A professor at Carnegie Mellon University in Qatar (CMU-Q) has compiled decades of research on Turkish Natural Language Processing.
Kemal Oflazer completed his bachelor’s and master’s degrees at Middle East Technical University in Ankara. He then pursued his PhD in computer science at Carnegie Mellon University and then worked in the US for a full decade.
When he returned to Turkey to teach at Bilkent University, he found that his time away had given him a new perspective. “You rarely get the chance to see what your first language looks like from an external point of view. I wrote a Turkish document, and I realised, there is no Turkish spell-checker,” said Oflazer.
It was the early 1990s, and this observation raised questions that would guide Oflazer’s research interests for the next three decades.
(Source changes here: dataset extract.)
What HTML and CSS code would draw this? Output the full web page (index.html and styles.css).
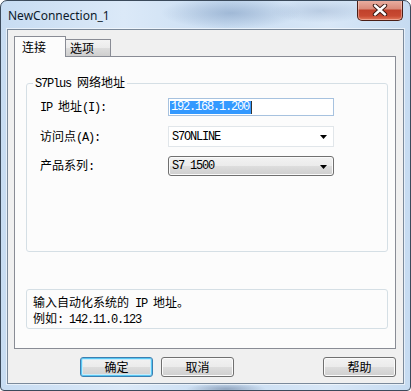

Turkish is an agglutinative language, which means suffixes are attached to a root word. One complex Turkish word with several suffixes could express the same meaning as an entire sentence in English.
“In English, the computer can check spelling against a finite list of words,” he explains. “In Turkish, a given verb root can give rise to about 1.5mn different word forms. It is rather amazing.”
This also brings other interesting properties, such as free word order where the subject, object or the verb can be arranged in any possible order. In English, by comparison, the order is rather fixed.
In the early 1990s, there was no work being done in the area of Turkish NLP. Through funding provided by Nato Science for Stability Programme, European Union and Turkish Scientific and Technological Research Council, Oflazer and his graduate students did research and development on Turkish natural language processing.
In 2012, Oflazer was invited to deliver a talk at the Language Resources Evaluation Conference in Istanbul on the challenges of Turkish NLP. After the lecture, he was approached by Springer Verlag with a proposition to compile a book on the state of the art of Turkish NLP. Along with co-editor Murat Saraçlar of Bogazici University in Istanbul, Oflazer spent more than four years working with researchers to bring together 25 years of work. The book was published in 2018 in both hard-copy and online versions, and so far more than 2,000 copies of the various chapters have been downloaded.
While Turkish is spoken by more than 70 million people in Turkey, the Middle East, and in European countries, the wider family of Turkic languages are spoken as a native language by approximately 165 million people worldwide.
Kemal Oflazer continues his research in the area of NLP with projects supported by the Qatar National Research Fund.